Civ 4 does too. Not until you've been playing a while it says 'Out of Memory' and dies.
Never happened to me. I play way too much and always on the Huge map size. And what's more its the OSX port, which you would have assumed would be buggier ... Hmm
What kind of DRM does it come with? I just don't buy games any more because of the hardcore DRM that messes with my computer. Furthermore, constant online checks are right out too as I do not have regular internet access. Further-furthermore, any DRM that says I can only install X number of times is so much not a consideration that I will forever blacklist any publisher or game series that has ever used it (Bye bye Rockstar and Grand Theft Auto, I used to love you.).
strike
"Someone needs to talk to the tree of liberty about its ghoulish drinking problem." by ohnocitizen
Same here.

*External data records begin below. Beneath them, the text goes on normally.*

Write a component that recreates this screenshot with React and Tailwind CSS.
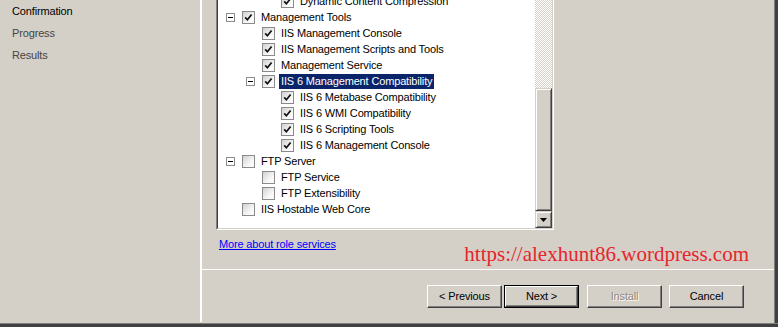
import React from "react";

const rows = [
  { t: "Dynamic Content Compression", l: 3, c: true },
  { t: "Management Tools", l: 1, c: true, e: true },
  { t: "IIS Management Console", l: 2, c: true },
  { t: "IIS Management Scripts and Tools", l: 2, c: true },
  { t: "Management Service", l: 2, c: true },
  { t: "IIS 6 Management Compatibility", l: 2, c: true, e: true, s: true },
  { t: "IIS 6 Metabase Compatibility", l: 3, c: true },
  { t: "IIS 6 WMI Compatibility", l: 3, c: true },
  { t: "IIS 6 Scripting Tools", l: 3, c: true },
  { t: "IIS 6 Management Console", l: 3, c: true },
  { t: "FTP Server", l: 1, c: false, e: true },
  { t: "FTP Service", l: 2, c: false },
  { t: "FTP Extensibility", l: 2, c: false },
  { t: "IIS Hostable Web Core", l: 1, c: false },
];

const pad = { 1: "pl-[8px]", 2: "pl-[28px]", 3: "pl-[47px]" };

function Checkbox({ checked }) {
  return (
    <div className="w-[13px] h-[13px] shrink-0 border border-[#8a8a8a] bg-[linear-gradient(135deg,#d2cfd2,#fbfafb_70%)] flex items-center justify-center">
      {checked && (
        <svg width="11" height="11" viewBox="0 0 11 11">
          <path d="M2.2 5.4 L4.4 7.8 L8.6 2.4" stroke="#111" strokeWidth="1.7" fill="none" />
        </svg>
      )}
    </div>
  );
}

function Expander() {
  return (
    <div className="w-[9px] h-[9px] border border-[#8c8c8c] bg-white flex items-center justify-center mr-[7px] shrink-0">
      <div className="w-[5px] h-px bg-black" />
    </div>
  );
}

function Raised({ className = "", children }) {
  return (
    <div
      className={
        "border border-t-[#d4d0c8] border-l-[#d4d0c8] border-r-[#404040] border-b-[#404040] shadow-[inset_1px_1px_#ffffff,inset_-1px_-1px_#808080] bg-[#d4d0c8] " +
        className
      }
    >
      {children}
    </div>
  );
}

function Button({ children, def, disabled }) {
  const inner = (
    <div className="w-full h-full border border-t-white border-l-white border-r-[#404040] border-b-[#404040] shadow-[inset_-1px_-1px_#808080] bg-[#d4d0c8] flex items-center justify-center">
      <span
        className={
          disabled
            ? "text-[#8c8a86] [text-shadow:1px_1px_#ffffff]"
            : "text-black"
        }
      >
        {children}
      </span>
    </div>
  );
  if (def)
    return <div className="w-[75px] h-[23px] border border-black">{inner}</div>;
  return <div className="w-[75px] h-[23px]">{inner}</div>;
}

export default function App() {
  return (
    <div className="w-[778px] h-[327px] bg-[#d4d0c8] overflow-hidden flex flex-col font-['Liberation_Sans',Arial,sans-serif] text-[11px] tracking-[-0.15px] text-black">
      <div className="flex h-[323px]">
        {/* left pane */}
        <div className="w-[200px] shrink-0 flex flex-col pl-[12px] leading-[22px]">
          <div className="text-black">Confirmation</div>
          <div className="text-[#444444]">Progress</div>
          <div className="text-[#444444]">Results</div>
        </div>
        <div className="w-[2px] h-[322px] bg-white shrink-0" />
        {/* right content */}
        <div className="w-[572px] shrink-0 flex flex-col">
          <div className="h-[269px] overflow-hidden flex flex-col">
            {/* tree box */}
            <div className="ml-[14px] -mt-[40px] w-[338px] h-[270px] shrink-0 border border-t-[#808080] border-l-[#808080] border-r-white border-b-white">
              <div className="w-full h-full border border-t-[#404040] border-l-[#404040] border-r-[#d4d0c8] border-b-[#d4d0c8] bg-white flex">
                <div className="flex-1 pt-[31px] flex flex-col">
                  {rows.map((r, i) => (
                    <div key={i} className={"flex items-center h-4 " + pad[r.l]}>
                      {r.e ? <Expander /> : <div className="w-[16px] shrink-0" />}
                      <Checkbox checked={r.c} />
                      <span
                        className={
                          "ml-[4px] px-[2px] h-[15px] leading-[15px] whitespace-nowrap self-end " +
                          (r.s ? "bg-[#0a246a] text-white" : "")
                        }
                      >
                        {r.t}
                      </span>
                    </div>
                  ))}
                </div>
                {/* scrollbar */}
                <div className="w-[17px] shrink-0 flex flex-col">
                  <Raised className="h-[17px] shrink-0" />
                  <div className="h-[109px] shrink-0 bg-[image:repeating-conic-gradient(#d4d0c8_0_25%,#ffffff_0_50%)] bg-[length:2px_2px]" />
                  <Raised className="h-[123px] shrink-0" />
                  <Raised className="h-[17px] shrink-0 flex items-center justify-center">
                    <svg width="7" height="4" viewBox="0 0 7 4">
                      <polygon points="0,0 7,0 3.5,4" fill="#000" />
                    </svg>
                  </Raised>
                </div>
              </div>
            </div>
            <div className="flex items-start">
              <a className="ml-[17px] mt-[8px] leading-[13px] text-[#0000ff] underline underline-offset-1 whitespace-nowrap cursor-pointer">
                More about role services
              </a>
              <div className="ml-auto mr-[25px] mt-[14px] leading-[21px] text-[21px] tracking-normal text-[#e8242c] font-['Liberation_Serif','Times_New_Roman',serif] whitespace-nowrap">
                https://alexhunt86.wordpress.com
              </div>
            </div>
          </div>
          <div className="h-px bg-white shrink-0" />
          <div className="flex-1 flex justify-end items-start pt-[15px] pr-[30px]">
            <Button>&lt; Previous</Button>
            <div className="w-[2px]" />
            <Button def>Next &gt;</Button>
            <div className="w-[8px]" />
            <Button disabled>Install</Button>
            <div className="w-[7px]" />
            <Button>Cancel</Button>
          </div>
        </div>
        <div className="w-px bg-[#808080] shrink-0" />
        <div className="w-[3px] bg-[#404040] shrink-0" />
      </div>
      <div className="h-px bg-[#808080] shrink-0" />
      <div className="h-[3px] bg-[#404040] shrink-0" />
    </div>
  );
}
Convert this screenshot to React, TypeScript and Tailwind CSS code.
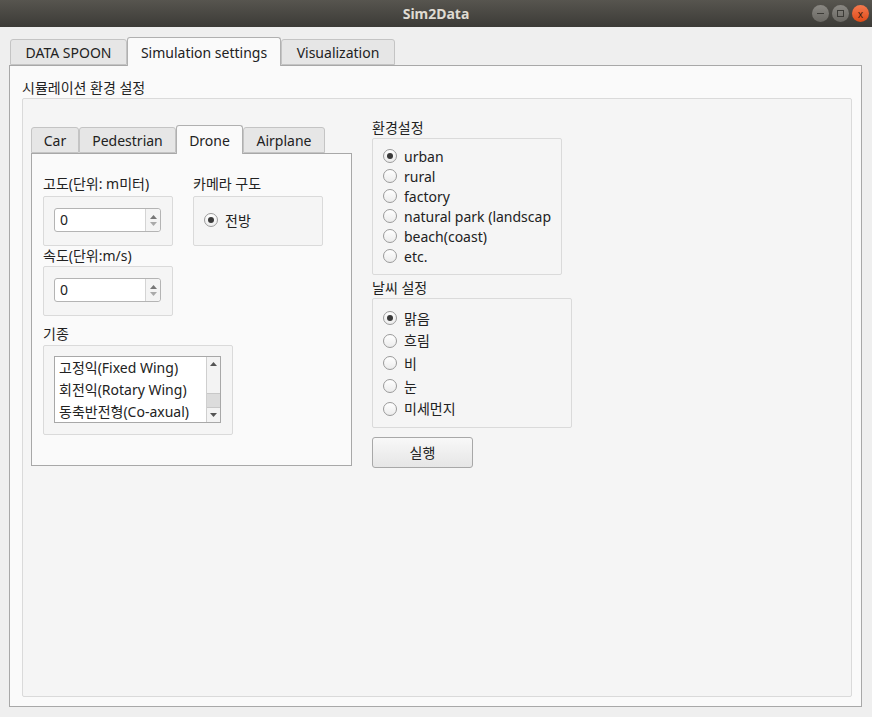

Civ 4, biggest sized maps, often run it 6+ hours. On 2gig 32bit Vista.
I've had it crash once or twice, but never with it claiming it was running out of memory. I think all crashes have been me trying to Alt-Tab out and back in, in fact.
If corporations are people, aren't stockholders guilty of slavery?
Reminds me of college.
One night I played Civ for like 9 hours while my neighbor got stoned on weed and watched...
You never saw someone more excited to watch someone else play Civ.
"WHOA! You like, totally kicked those Roman's asses!"